* [INFORMATION SHOWN]:
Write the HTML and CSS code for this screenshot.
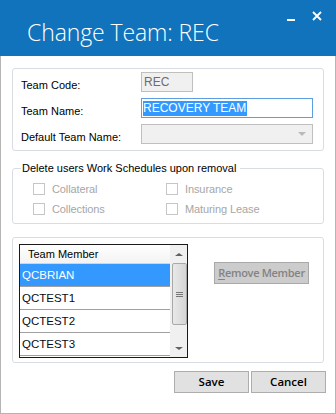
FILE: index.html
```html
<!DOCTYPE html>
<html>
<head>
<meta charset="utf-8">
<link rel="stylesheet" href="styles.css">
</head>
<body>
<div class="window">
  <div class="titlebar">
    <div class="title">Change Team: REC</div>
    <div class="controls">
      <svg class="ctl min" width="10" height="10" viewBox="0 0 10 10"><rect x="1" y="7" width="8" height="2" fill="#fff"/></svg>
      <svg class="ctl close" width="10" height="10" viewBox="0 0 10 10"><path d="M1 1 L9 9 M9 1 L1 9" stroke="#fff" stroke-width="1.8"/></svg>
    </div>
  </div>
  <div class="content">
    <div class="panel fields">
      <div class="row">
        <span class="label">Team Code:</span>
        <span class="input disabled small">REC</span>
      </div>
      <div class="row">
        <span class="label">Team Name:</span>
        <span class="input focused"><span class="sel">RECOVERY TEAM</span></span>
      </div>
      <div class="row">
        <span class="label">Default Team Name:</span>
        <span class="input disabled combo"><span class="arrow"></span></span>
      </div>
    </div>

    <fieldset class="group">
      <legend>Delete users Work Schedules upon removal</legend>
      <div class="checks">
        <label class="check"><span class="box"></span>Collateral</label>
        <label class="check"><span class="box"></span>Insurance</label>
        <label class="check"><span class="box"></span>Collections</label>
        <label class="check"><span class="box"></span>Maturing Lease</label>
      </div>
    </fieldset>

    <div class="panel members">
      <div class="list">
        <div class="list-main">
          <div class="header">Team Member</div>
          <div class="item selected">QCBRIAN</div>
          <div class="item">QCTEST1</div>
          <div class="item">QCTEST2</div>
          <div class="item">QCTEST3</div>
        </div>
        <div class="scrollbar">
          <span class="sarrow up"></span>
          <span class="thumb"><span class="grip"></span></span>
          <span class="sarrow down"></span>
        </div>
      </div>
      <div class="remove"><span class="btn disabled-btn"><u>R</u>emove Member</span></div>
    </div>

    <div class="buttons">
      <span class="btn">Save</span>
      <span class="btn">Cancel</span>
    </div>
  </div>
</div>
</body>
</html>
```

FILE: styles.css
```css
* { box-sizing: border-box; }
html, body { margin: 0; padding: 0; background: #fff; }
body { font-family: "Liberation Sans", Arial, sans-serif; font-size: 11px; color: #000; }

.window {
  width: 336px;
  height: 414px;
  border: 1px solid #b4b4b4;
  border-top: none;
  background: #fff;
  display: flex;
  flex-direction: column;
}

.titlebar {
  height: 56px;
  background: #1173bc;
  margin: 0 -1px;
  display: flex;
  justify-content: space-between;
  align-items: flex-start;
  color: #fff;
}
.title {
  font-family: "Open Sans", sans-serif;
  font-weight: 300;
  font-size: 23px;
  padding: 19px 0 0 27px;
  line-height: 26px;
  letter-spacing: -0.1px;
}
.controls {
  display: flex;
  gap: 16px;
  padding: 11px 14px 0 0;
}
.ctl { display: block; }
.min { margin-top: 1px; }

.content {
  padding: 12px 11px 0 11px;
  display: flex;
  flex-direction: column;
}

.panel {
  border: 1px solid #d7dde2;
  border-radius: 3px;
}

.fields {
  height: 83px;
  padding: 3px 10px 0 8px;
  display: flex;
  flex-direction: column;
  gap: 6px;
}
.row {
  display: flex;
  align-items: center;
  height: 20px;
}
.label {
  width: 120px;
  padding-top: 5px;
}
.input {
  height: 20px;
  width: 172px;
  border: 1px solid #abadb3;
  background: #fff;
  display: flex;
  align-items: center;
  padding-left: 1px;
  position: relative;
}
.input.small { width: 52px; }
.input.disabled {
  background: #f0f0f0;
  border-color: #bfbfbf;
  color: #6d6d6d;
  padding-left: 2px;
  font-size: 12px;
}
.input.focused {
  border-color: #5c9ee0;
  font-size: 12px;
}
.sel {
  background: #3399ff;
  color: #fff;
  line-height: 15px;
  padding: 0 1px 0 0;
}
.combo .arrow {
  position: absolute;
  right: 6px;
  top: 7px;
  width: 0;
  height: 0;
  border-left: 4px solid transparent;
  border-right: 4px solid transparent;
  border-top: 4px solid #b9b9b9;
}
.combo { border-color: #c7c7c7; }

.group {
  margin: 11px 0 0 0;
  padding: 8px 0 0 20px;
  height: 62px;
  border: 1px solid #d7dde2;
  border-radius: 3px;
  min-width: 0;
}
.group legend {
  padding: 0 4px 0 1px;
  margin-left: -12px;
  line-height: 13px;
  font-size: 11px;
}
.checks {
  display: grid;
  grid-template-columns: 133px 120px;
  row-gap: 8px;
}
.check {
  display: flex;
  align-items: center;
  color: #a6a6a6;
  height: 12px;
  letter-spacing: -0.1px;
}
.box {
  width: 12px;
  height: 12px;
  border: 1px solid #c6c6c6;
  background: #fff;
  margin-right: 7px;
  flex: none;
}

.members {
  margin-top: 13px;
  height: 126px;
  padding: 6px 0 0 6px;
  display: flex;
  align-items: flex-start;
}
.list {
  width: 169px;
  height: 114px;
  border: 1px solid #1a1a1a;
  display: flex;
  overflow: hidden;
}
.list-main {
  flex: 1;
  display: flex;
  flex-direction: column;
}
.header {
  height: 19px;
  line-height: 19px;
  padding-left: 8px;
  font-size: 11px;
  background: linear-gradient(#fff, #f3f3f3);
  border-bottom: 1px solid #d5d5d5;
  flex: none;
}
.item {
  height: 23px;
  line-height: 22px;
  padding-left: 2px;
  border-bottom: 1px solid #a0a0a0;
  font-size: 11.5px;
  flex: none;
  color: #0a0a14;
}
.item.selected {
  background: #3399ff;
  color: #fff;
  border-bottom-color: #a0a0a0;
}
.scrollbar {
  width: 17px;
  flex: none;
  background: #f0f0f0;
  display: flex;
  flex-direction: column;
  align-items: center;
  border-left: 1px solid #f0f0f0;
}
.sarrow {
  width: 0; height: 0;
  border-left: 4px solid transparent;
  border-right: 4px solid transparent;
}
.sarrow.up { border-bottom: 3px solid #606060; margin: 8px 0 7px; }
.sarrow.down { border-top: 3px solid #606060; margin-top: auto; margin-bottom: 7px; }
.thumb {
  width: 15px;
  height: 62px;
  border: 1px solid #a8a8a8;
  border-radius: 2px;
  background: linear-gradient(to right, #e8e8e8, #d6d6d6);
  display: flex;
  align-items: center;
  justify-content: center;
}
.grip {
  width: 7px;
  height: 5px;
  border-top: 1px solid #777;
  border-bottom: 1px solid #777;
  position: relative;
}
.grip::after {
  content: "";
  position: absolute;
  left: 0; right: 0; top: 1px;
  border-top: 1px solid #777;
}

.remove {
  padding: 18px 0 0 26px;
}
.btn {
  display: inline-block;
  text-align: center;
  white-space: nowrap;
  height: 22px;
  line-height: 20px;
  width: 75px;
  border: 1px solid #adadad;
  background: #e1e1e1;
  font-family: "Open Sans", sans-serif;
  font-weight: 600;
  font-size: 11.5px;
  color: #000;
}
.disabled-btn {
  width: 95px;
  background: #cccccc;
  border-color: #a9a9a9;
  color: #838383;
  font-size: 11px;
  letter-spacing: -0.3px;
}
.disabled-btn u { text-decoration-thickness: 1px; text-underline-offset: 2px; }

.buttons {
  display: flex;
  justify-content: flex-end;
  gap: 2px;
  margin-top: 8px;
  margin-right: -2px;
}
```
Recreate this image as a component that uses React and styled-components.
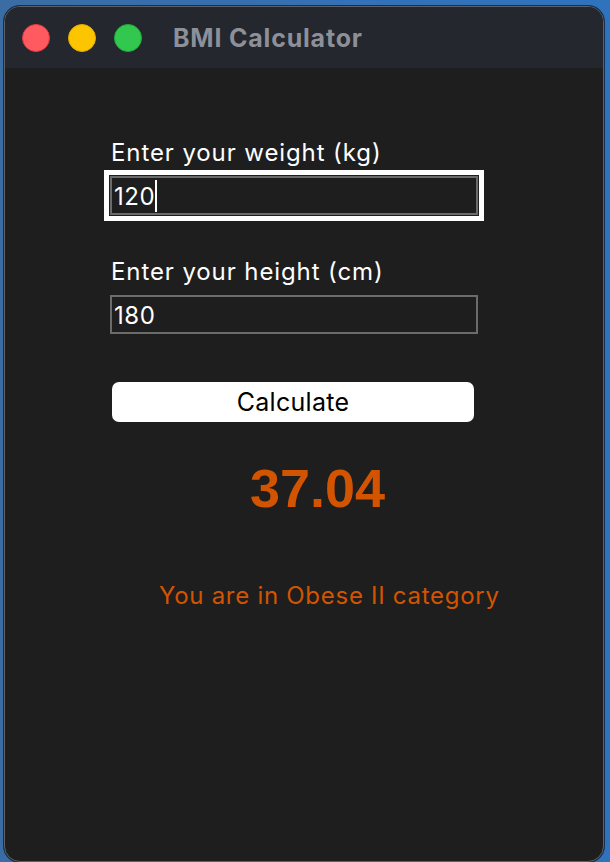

* [YOUR GOAL]: Transcribe the whole listing exactly. Pictures stay out of your copy.

* [PROBLEM SOLUTION]:
Write the HTML and CSS code for this screenshot.
FILE: index.html
```html
<!DOCTYPE html>
<html>
<head>
<meta charset="utf-8">
<link rel="stylesheet" href="styles.css">
</head>
<body>
<div class="window">
  <div class="titlebar">
    <div class="title">Change Team: REC</div>
    <div class="controls">
      <svg class="ctl min" width="10" height="10" viewBox="0 0 10 10"><rect x="1" y="7" width="8" height="2" fill="#fff"/></svg>
      <svg class="ctl close" width="10" height="10" viewBox="0 0 10 10"><path d="M1 1 L9 9 M9 1 L1 9" stroke="#fff" stroke-width="1.8"/></svg>
    </div>
  </div>
  <div class="content">
    <div class="panel fields">
      <div class="row">
        <span class="label">Team Code:</span>
        <span class="input disabled small">REC</span>
      </div>
      <div class="row">
        <span class="label">Team Name:</span>
        <span class="input focused"><span class="sel">RECOVERY TEAM</span></span>
      </div>
      <div class="row">
        <span class="label">Default Team Name:</span>
        <span class="input disabled combo"><span class="arrow"></span></span>
      </div>
    </div>

    <fieldset class="group">
      <legend>Delete users Work Schedules upon removal</legend>
      <div class="checks">
        <label class="check"><span class="box"></span>Collateral</label>
        <label class="check"><span class="box"></span>Insurance</label>
        <label class="check"><span class="box"></span>Collections</label>
        <label class="check"><span class="box"></span>Maturing Lease</label>
      </div>
    </fieldset>

    <div class="panel members">
      <div class="list">
        <div class="list-main">
          <div class="header">Team Member</div>
          <div class="item selected">QCBRIAN</div>
          <div class="item">QCTEST1</div>
          <div class="item">QCTEST2</div>
          <div class="item">QCTEST3</div>
        </div>
        <div class="scrollbar">
          <span class="sarrow up"></span>
          <span class="thumb"><span class="grip"></span></span>
          <span class="sarrow down"></span>
        </div>
      </div>
      <div class="remove"><span class="btn disabled-btn"><u>R</u>emove Member</span></div>
    </div>

    <div class="buttons">
      <span class="btn">Save</span>
      <span class="btn">Cancel</span>
    </div>
  </div>
</div>
</body>
</html>
```

FILE: styles.css
```css
* { box-sizing: border-box; }
html, body { margin: 0; padding: 0; background: #fff; }
body { font-family: "Liberation Sans", Arial, sans-serif; font-size: 11px; color: #000; }

.window {
  width: 336px;
  height: 414px;
  border: 1px solid #b4b4b4;
  border-top: none;
  background: #fff;
  display: flex;
  flex-direction: column;
}

.titlebar {
  height: 56px;
  background: #1173bc;
  margin: 0 -1px;
  display: flex;
  justify-content: space-between;
  align-items: flex-start;
  color: #fff;
}
.title {
  font-family: "Open Sans", sans-serif;
  font-weight: 300;
  font-size: 23px;
  padding: 19px 0 0 27px;
  line-height: 26px;
  letter-spacing: -0.1px;
}
.controls {
  display: flex;
  gap: 16px;
  padding: 11px 14px 0 0;
}
.ctl { display: block; }
.min { margin-top: 1px; }

.content {
  padding: 12px 11px 0 11px;
  display: flex;
  flex-direction: column;
}

.panel {
  border: 1px solid #d7dde2;
  border-radius: 3px;
}

.fields {
  height: 83px;
  padding: 3px 10px 0 8px;
  display: flex;
  flex-direction: column;
  gap: 6px;
}
.row {
  display: flex;
  align-items: center;
  height: 20px;
}
.label {
  width: 120px;
  padding-top: 5px;
}
.input {
  height: 20px;
  width: 172px;
  border: 1px solid #abadb3;
  background: #fff;
  display: flex;
  align-items: center;
  padding-left: 1px;
  position: relative;
}
.input.small { width: 52px; }
.input.disabled {
  background: #f0f0f0;
  border-color: #bfbfbf;
  color: #6d6d6d;
  padding-left: 2px;
  font-size: 12px;
}
.input.focused {
  border-color: #5c9ee0;
  font-size: 12px;
}
.sel {
  background: #3399ff;
  color: #fff;
  line-height: 15px;
  padding: 0 1px 0 0;
}
.combo .arrow {
  position: absolute;
  right: 6px;
  top: 7px;
  width: 0;
  height: 0;
  border-left: 4px solid transparent;
  border-right: 4px solid transparent;
  border-top: 4px solid #b9b9b9;
}
.combo { border-color: #c7c7c7; }

.group {
  margin: 11px 0 0 0;
  padding: 8px 0 0 20px;
  height: 62px;
  border: 1px solid #d7dde2;
  border-radius: 3px;
  min-width: 0;
}
.group legend {
  padding: 0 4px 0 1px;
  margin-left: -12px;
  line-height: 13px;
  font-size: 11px;
}
.checks {
  display: grid;
  grid-template-columns: 133px 120px;
  row-gap: 8px;
}
.check {
  display: flex;
  align-items: center;
  color: #a6a6a6;
  height: 12px;
  letter-spacing: -0.1px;
}
.box {
  width: 12px;
  height: 12px;
  border: 1px solid #c6c6c6;
  background: #fff;
  margin-right: 7px;
  flex: none;
}

.members {
  margin-top: 13px;
  height: 126px;
  padding: 6px 0 0 6px;
  display: flex;
  align-items: flex-start;
}
.list {
  width: 169px;
  height: 114px;
  border: 1px solid #1a1a1a;
  display: flex;
  overflow: hidden;
}
.list-main {
  flex: 1;
  display: flex;
  flex-direction: column;
}
.header {
  height: 19px;
  line-height: 19px;
  padding-left: 8px;
  font-size: 11px;
  background: linear-gradient(#fff, #f3f3f3);
  border-bottom: 1px solid #d5d5d5;
  flex: none;
}
.item {
  height: 23px;
  line-height: 22px;
  padding-left: 2px;
  border-bottom: 1px solid #a0a0a0;
  font-size: 11.5px;
  flex: none;
  color: #0a0a14;
}
.item.selected {
  background: #3399ff;
  color: #fff;
  border-bottom-color: #a0a0a0;
}
.scrollbar {
  width: 17px;
  flex: none;
  background: #f0f0f0;
  display: flex;
  flex-direction: column;
  align-items: center;
  border-left: 1px solid #f0f0f0;
}
.sarrow {
  width: 0; height: 0;
  border-left: 4px solid transparent;
  border-right: 4px solid transparent;
}
.sarrow.up { border-bottom: 3px solid #606060; margin: 8px 0 7px; }
.sarrow.down { border-top: 3px solid #606060; margin-top: auto; margin-bottom: 7px; }
.thumb {
  width: 15px;
  height: 62px;
  border: 1px solid #a8a8a8;
  border-radius: 2px;
  background: linear-gradient(to right, #e8e8e8, #d6d6d6);
  display: flex;
  align-items: center;
  justify-content: center;
}
.grip {
  width: 7px;
  height: 5px;
  border-top: 1px solid #777;
  border-bottom: 1px solid #777;
  position: relative;
}
.grip::after {
  content: "";
  position: absolute;
  left: 0; right: 0; top: 1px;
  border-top: 1px solid #777;
}

.remove {
  padding: 18px 0 0 26px;
}
.btn {
  display: inline-block;
  text-align: center;
  white-space: nowrap;
  height: 22px;
  line-height: 20px;
  width: 75px;
  border: 1px solid #adadad;
  background: #e1e1e1;
  font-family: "Open Sans", sans-serif;
  font-weight: 600;
  font-size: 11.5px;
  color: #000;
}
.disabled-btn {
  width: 95px;
  background: #cccccc;
  border-color: #a9a9a9;
  color: #838383;
  font-size: 11px;
  letter-spacing: -0.3px;
}
.disabled-btn u { text-decoration-thickness: 1px; text-underline-offset: 2px; }

.buttons {
  display: flex;
  justify-content: flex-end;
  gap: 2px;
  margin-top: 8px;
  margin-right: -2px;
}
```
Recreate this image as a component that uses React and styled-components.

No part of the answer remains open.